The National Police Board has also suffered delays on several occasions due to the formal security requirements not having been dealt with in the development of new or customised IT support systems. These may, for example, relate to requirements to log activities in the IT support system. Among the causes of the deficient security analysis are the inadequate definition of requirements and the gaps in knowledge about how the security levels affect system requirements.
Several measures are necessary
Statskontoret's report indicates a number of measures that may improve the conditions for the future steering of IT activities.
- The Police Service should also establish a strategic decision-making process which includes decisions on goals and an improved ability to decide on priorities. A process of this kind should include the ability to manage a multi-year planning cycle and the enablement of continuous review.

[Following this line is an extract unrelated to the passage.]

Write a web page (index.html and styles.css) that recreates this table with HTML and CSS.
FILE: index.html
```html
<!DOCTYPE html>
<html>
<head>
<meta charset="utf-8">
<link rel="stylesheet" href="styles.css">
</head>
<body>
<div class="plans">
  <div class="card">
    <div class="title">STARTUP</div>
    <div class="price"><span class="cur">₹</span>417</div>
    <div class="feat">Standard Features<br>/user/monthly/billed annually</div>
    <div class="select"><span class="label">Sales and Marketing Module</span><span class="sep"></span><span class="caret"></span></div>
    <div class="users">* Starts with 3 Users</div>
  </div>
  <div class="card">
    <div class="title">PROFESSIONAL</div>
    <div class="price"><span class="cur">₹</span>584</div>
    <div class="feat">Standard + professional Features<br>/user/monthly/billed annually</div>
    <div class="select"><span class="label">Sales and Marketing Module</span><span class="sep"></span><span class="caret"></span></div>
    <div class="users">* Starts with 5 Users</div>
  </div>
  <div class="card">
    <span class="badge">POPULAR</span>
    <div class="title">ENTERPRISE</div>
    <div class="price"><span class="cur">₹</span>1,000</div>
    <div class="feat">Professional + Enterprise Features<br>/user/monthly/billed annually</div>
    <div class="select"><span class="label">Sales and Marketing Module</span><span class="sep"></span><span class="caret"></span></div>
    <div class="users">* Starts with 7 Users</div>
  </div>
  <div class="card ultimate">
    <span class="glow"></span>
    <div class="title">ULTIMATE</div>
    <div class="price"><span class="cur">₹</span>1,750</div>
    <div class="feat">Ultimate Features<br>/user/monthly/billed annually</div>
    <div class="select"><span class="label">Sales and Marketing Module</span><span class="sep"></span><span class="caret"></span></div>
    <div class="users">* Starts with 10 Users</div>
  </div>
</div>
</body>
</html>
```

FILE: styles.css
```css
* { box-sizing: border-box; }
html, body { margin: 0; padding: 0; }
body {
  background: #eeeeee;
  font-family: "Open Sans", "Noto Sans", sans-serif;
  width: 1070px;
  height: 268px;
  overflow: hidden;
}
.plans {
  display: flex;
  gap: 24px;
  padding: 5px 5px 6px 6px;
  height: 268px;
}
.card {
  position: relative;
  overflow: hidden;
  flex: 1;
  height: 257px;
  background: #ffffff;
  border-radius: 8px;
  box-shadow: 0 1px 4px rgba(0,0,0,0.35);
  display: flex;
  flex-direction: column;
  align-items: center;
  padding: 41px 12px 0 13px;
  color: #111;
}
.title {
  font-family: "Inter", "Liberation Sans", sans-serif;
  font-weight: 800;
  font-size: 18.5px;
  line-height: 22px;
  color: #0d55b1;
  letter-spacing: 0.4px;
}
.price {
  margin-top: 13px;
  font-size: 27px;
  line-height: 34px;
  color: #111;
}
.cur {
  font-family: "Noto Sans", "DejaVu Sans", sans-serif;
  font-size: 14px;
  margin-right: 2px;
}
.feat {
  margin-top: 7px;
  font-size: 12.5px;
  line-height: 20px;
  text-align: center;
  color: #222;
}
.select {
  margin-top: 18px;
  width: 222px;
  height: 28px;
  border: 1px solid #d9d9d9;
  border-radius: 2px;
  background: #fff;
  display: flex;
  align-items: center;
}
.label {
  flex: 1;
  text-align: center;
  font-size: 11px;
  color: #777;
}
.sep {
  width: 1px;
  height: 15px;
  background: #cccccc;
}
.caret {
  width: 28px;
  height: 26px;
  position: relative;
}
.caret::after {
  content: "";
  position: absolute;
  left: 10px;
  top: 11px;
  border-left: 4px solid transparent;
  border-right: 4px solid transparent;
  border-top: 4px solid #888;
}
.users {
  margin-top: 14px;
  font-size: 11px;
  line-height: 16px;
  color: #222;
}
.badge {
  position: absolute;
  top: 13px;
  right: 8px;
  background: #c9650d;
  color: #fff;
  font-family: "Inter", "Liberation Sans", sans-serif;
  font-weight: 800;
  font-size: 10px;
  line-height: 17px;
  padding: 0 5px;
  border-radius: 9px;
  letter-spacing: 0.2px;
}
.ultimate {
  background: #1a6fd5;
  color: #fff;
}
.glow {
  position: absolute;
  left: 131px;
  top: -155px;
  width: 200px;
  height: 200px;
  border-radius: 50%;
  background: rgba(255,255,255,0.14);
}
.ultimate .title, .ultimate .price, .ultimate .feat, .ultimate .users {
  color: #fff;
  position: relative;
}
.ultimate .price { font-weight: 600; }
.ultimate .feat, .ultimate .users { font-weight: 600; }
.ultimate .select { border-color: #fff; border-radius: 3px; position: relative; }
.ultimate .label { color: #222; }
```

- A common model for the development of activities must be established and implemented. All steering models should be established and documented so as to enable their uniform application both by the personnel in various branches of activities and by consultants.
- The Police Service is in need of strengthening supplier management by developing the skills of its own employees in order to secure the ability to manage consultants and external suppliers. The Police Service should, in this context, re-investigate what should be managed internally and what should be managed by consultants.
- The Police Service should develop its work to deal with the identified risks. There is also a need for greater identification of risks that are due to project dependencies. The transparency of the risk management process should increase.